As a metric-based monitoring system, Prometheus is designed to track overall system health, behaviour, and performance rather than individual events. Put another way, Prometheus cares that there were 15 requests in the last minute that took 4 seconds to handle, resulted in 40 database calls, 17 cache hits, and 2 purchases by customers. The cost and code paths of the individual calls would be the concern of profiling or logging.

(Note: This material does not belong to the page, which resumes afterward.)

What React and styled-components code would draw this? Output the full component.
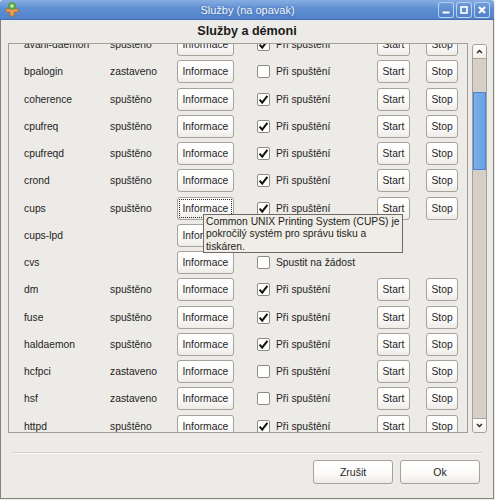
import styled, { createGlobalStyle } from "styled-components";

const Global = createGlobalStyle`
  html, body {
    margin: 0;
    padding: 0;
    background: #edebe7;
  }
`;

const services = [
  { name: "avahi-daemon", status: "spuštěno", on: true },
  { name: "bpalogin", status: "zastaveno", on: false },
  { name: "coherence", status: "spuštěno", on: true },
  { name: "cpufreq", status: "spuštěno", on: true },
  { name: "cpufreqd", status: "spuštěno", on: true },
  { name: "crond", status: "spuštěno", on: true },
  { name: "cups", status: "spuštěno", on: true, focused: true },
  { name: "cups-lpd", status: "", on: true, xinetd: true },
  { name: "cvs", status: "", on: false, xinetd: true },
  { name: "dm", status: "spuštěno", on: true },
  { name: "fuse", status: "spuštěno", on: true },
  { name: "haldaemon", status: "spuštěno", on: true },
  { name: "hcfpci", status: "zastaveno", on: false },
  { name: "hsf", status: "zastaveno", on: false },
  { name: "httpd", status: "spuštěno", on: true },
  { name: "iptables", status: "spuštěno", on: true },
];

const Window = styled.div`
  width: 494px;
  height: 499px;
  display: flex;
  flex-direction: column;
  background: #edebe7;
  font-family: "Liberation Sans", Arial, sans-serif;
  color: #1e1e1e;
`;

const TitleBar = styled.div`
  height: 20px;
  display: grid;
  grid-template-columns: 1fr auto 1fr;
  align-items: center;
  padding: 0 4px 0 5px;
  background: linear-gradient(#86ade3, #5f8fd3 45%, #5282c8);
  border-bottom: 1px solid #3f6fb2;
  box-sizing: border-box;
  border-radius: 3px 3px 0 0;
`;

const Title = styled.div`
  font-size: 11px;
  color: #f4f7fc;
  text-shadow: 0 0 2px rgba(30, 60, 110, 0.6);
`;

const WinButtons = styled.div`
  justify-self: end;
  display: flex;
  gap: 2px;
`;

const WinButton = styled.div`
  width: 14px;
  height: 14px;
  border: 1px solid rgba(215, 230, 250, 0.75);
  border-radius: 3px;
  background: linear-gradient(#6e9bd9, #4f80c6);
  display: flex;
  align-items: center;
  justify-content: center;
`;

const Body = styled.div`
  flex: 1;
  display: flex;
  flex-direction: column;
  border: 1px solid #85817b;
  border-top: none;
`;

const Heading = styled.div`
  height: 23px;
  line-height: 23px;
  text-align: center;
  font-weight: bold;
  font-size: 12.6px;
  color: #1a1a1a;
`;

const ListArea = styled.div`
  display: flex;
  height: 390px;
  padding-left: 7px;
`;

const Frame = styled.div`
  width: 460px;
  height: 390px;
  box-sizing: border-box;
  border: 1px solid #a29d95;
  overflow: hidden;
`;

const List = styled.div`
  margin-top: ${(p) => p.$scroll}px;
  padding-left: 15px;
`;

const Row = styled.div`
  height: 27.25px;
  display: grid;
  grid-template-columns: 86px 67px 80px 120px 49px auto;
  align-items: center;
  font-size: 10.3px;
`;

const Cell = styled.div`
  position: relative;
  display: flex;
  align-items: center;
`;

const Button = styled.div`
  height: 23px;
  box-sizing: border-box;
  padding: 0 4.5px;
  display: inline-flex;
  align-items: center;
  justify-content: center;
  border: 1px solid #a7a29a;
  border-radius: 3px;
  background: linear-gradient(#ffffff, #fbfaf9 60%, #eeebe7);
  color: #1e1e1e;
  font-size: 10.3px;
  white-space: nowrap;
  outline: ${(p) => (p.$focused ? "1px dotted #2a2a2a" : "none")};
  outline-offset: -3px;
`;

const DialogButton = styled(Button)`
  width: 80px;
  height: 24px;
  font-size: 10.5px;
`;

const CheckBox = styled.div`
  width: 13px;
  height: 13px;
  box-sizing: border-box;
  border: 1px solid #908b83;
  border-radius: 2px;
  background: #fff;
  margin-right: 6px;
  display: flex;
  align-items: center;
  justify-content: center;
`;

const Tooltip = styled.div`
  position: absolute;
  left: 26px;
  top: 17px;
  z-index: 10;
  width: 200px;
  height: 39px;
  box-sizing: border-box;
  padding: 1px 1px 1px 2px;
  border: 1px solid #6f6b64;
  background: #efede5;
  font-size: 10.3px;
  line-height: 12.5px;
  color: #1e1e1e;
`;

const Scrollbar = styled.div`
  width: 15px;
  height: 389px;
  margin: 1px 0 0 4px;
  box-sizing: border-box;
  border: 1px solid #a59f96;
  border-radius: 3px;
  background: #d5cfc7;
  display: flex;
  flex-direction: column;
  overflow: hidden;
`;

const Arrow = styled.div`
  height: 13px;
  background: linear-gradient(#ffffff, #f1eeea);
  border-bottom: ${(p) => (p.$down ? "none" : "1px solid #aaa49b")};
  border-top: ${(p) => (p.$down ? "1px solid #aaa49b" : "none")};
  display: flex;
  align-items: center;
  justify-content: center;
`;

const Track = styled.div`
  flex: 1;
`;

const Thumb = styled.div`
  margin-top: ${(p) => p.$offset}px;
  height: ${(p) => p.$size}px;
  box-sizing: border-box;
  border: 1px solid #4c85cb;
  background: linear-gradient(90deg, #7aaee8, #6aa2e2);
`;

const Separator = styled.div`
  margin: 19px 11px 0 11px;
  height: 1px;
  background: #d2cdc6;
  border-bottom: 1px solid #fbfaf8;
`;

const Footer = styled.div`
  display: flex;
  justify-content: flex-end;
  gap: 7px;
  margin-top: 6px;
  padding-right: 13px;
`;

const Check = () => (
  <svg width="11" height="11" viewBox="0 0 11 11">
    <path d="M1.6 5.6 L4.2 8.6 L9.4 1.8" fill="none" stroke="#111" strokeWidth="2" />
  </svg>
);

const Chevron = ({ down }) => (
  <svg width="7" height="5" viewBox="0 0 7 5">
    <path
      d={down ? "M1 1 L3.5 3.6 L6 1" : "M1 4 L3.5 1.4 L6 4"}
      fill="none"
      stroke="#2a2a2a"
      strokeWidth="1.4"
    />
  </svg>
);

const AppIcon = () => (
  <svg width="14" height="15" viewBox="0 0 14 15">
    <path d="M1 7 H5 V5 H9 V7 H13 V10 H9 V14 H5 V10 H1 Z" fill="#f0a050" stroke="#b86a26" strokeWidth="0.8" />
    <circle cx="7" cy="4" r="3.4" fill="#6dbb4a" stroke="#3c8a2a" strokeWidth="0.8" />
    <path d="M5.6 4 H8.4 M7 2.6 V5.4" stroke="#fff" strokeWidth="1" />
  </svg>
);

const ServiceRow = ({ s }) => (
  <Row>
    <div>{s.name}</div>
    <div>{s.status}</div>
    <Cell>
      <Button $focused={s.focused}>Informace</Button>
      {s.focused && (
        <Tooltip>
          Common UNIX Printing System (CUPS) je pokročilý systém pro správu tisku a tiskáren.
        </Tooltip>
      )}
    </Cell>
    <Cell>
      <CheckBox>{s.on && <Check />}</CheckBox>
      {s.xinetd ? "Spustit na žádost" : "Při spuštění"}
    </Cell>
    {!s.xinetd && (
      <>
        <Cell>
          <Button>Start</Button>
        </Cell>
        <Cell>
          <Button>Stop</Button>
        </Cell>
      </>
    )}
  </Row>
);

export default function App() {
  return (
    <Window>
      <Global />
      <TitleBar>
        <AppIcon />
        <Title>Služby (na opavak)</Title>
        <WinButtons>
          <WinButton>
            <svg width="10" height="10" viewBox="0 0 10 10">
              <rect x="1.5" y="6.5" width="7" height="2" fill="#fff" />
            </svg>
          </WinButton>
          <WinButton>
            <svg width="10" height="10" viewBox="0 0 10 10">
              <rect x="2" y="2" width="6" height="6" fill="none" stroke="#fff" strokeWidth="1.6" />
            </svg>
          </WinButton>
          <WinButton>
            <svg width="10" height="10" viewBox="0 0 10 10">
              <path d="M2 2 L8 8 M8 2 L2 8" stroke="#fff" strokeWidth="2" />
            </svg>
          </WinButton>
        </WinButtons>
      </TitleBar>
      <Body>
        <Heading>Služby a démoni</Heading>
        <ListArea>
          <Frame>
            <List $scroll={-12.9}>
              {services.map((s) => (
                <ServiceRow key={s.name} s={s} />
              ))}
            </List>
          </Frame>
          <Scrollbar>
            <Arrow>
              <Chevron />
            </Arrow>
            <Track>
              <Thumb $offset={33} $size={78} />
            </Track>
            <Arrow $down>
              <Chevron down />
            </Arrow>
          </Scrollbar>
        </ListArea>
        <Separator />
        <Footer>
          <DialogButton>Zrušit</DialogButton>
          <DialogButton>Ok</DialogButton>
        </Footer>
      </Body>
    </Window>
  );
}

## Prometheus Architecture

![prometheus-architecture](assets/prometheus-arch.png)

### Client Libraries

- Metrics do not typically magically spring forth from applications
- Someone hast to add the instrumentation that produces tehm
- With usually only two or three lines of code, you can both define a metric and add your desired instrumentation inline in code you control. This is referred to as direct instrumentation. 

### Exporters

- Not all code you run is code that you can control or even have access to, and thus adding direct instrumentation isn't really an option.
- E.g: It's unlikely that operating system kernels will start outputting Prometheus-formatted metrics over to HTTP anytime soon.
- Such software often has some interface through which you can access metrics.
- An exporter is a piece of software that you deploy right beside the application you want to obtain metrics from.
- It takes requests from Prometheus, gathers the required data from the application, transforms them into the correct format, and finally returns them in a response to Prometheus. In other words, an exporter is like a small one-to-one proxy, converting data between the metrics interface of an application and the prometheus exposition format. 
- Unlike the direct instrumentation, exporters use  a different sytle of instrumentation known as **custom collectors** or **ConstMetrics**.

### Service Discovery

- Once you have all your applications instrumented and your exporters running, Prometheus needs to know where they are.
- Prometheus has integrations with many common service discovery mechanisms such as Kubernetes, EC2, Consul, etc...

### Scraping

- Service discovery and relabelling give us a list of targets to be monitored.
- Now Prometheus needs to fetch the metrics.
- Prometheus does this by sending a HTTP request called **a scrape**
- The response to the scrape is parsed and ingested into storage
- Several useful metrics are also added in, such as if the scrape succeeded and how long it took.
- Scrapes happen regularly; usually you would configure it to happen every 10 to 60 seconds for each target.


**NOTE**: Prometheus is a pull-based system. It decides when and what to scrape, based on its configuration. There are also push-based systems, where the monitoring target decides if it is going to be monitored and how often.

### Storage

- Prometheus stores data locally in a custom database.
- Distributed systems are challenging to make reliable, so Prometheus does not attempt to do any form of clustering
- The storage system can handle ingestion millions of samples per second, making it possible to monitor thousands of machines with a single Prometheus server.
- The compression algorithms used can achieve 1.3 bytes per sample on real-world data.
- **An SSD is recommended, but not strictly required**

### Dashboards

- Prometheus has a number of HTTP APIs that allow you to both request raw data and evaluate PromQL queries.
- These can be used to produce graphs and dashboards.
- Out of the box, Prometheus provides the **expression** browser.
- It uses these APIs and is suitable for ad hoc querying and data exploration, but it is not a general dashboard system.
- It is recommended that you use Grafana for dashboards. 

### Alerts

- Aggregating metrics from thousands of machines on the fly everytime you render a graph can get a little laggy.
- Recording rules allow PromQL expressions to be evaluated on a regular basis and their results ingested into the storage engine
- Alerting rules are another form of recording rules.
- Alerts are sent to the Alertmanager.

### Alert management

- Alertmanager receives alerts from Prometheus servers and turns them into notifications. 
- Notifications can include email, chat applications such as Slack and services such as PagerDuty.
- The Alertmanager does more than blindly turn alerts into notifications on a one-to-one basis.

## What Prometheus Is Not

- Promotheus is not suitable for storing event logs or individual events.
- Nor is it the best choice for high cardinality data, such as email addresses or usernames
- Prometheus is designed for operational monitoring, where small inaccuracies and race conditions due to factors like kernel scheduling and failed scrapes are a fact of life.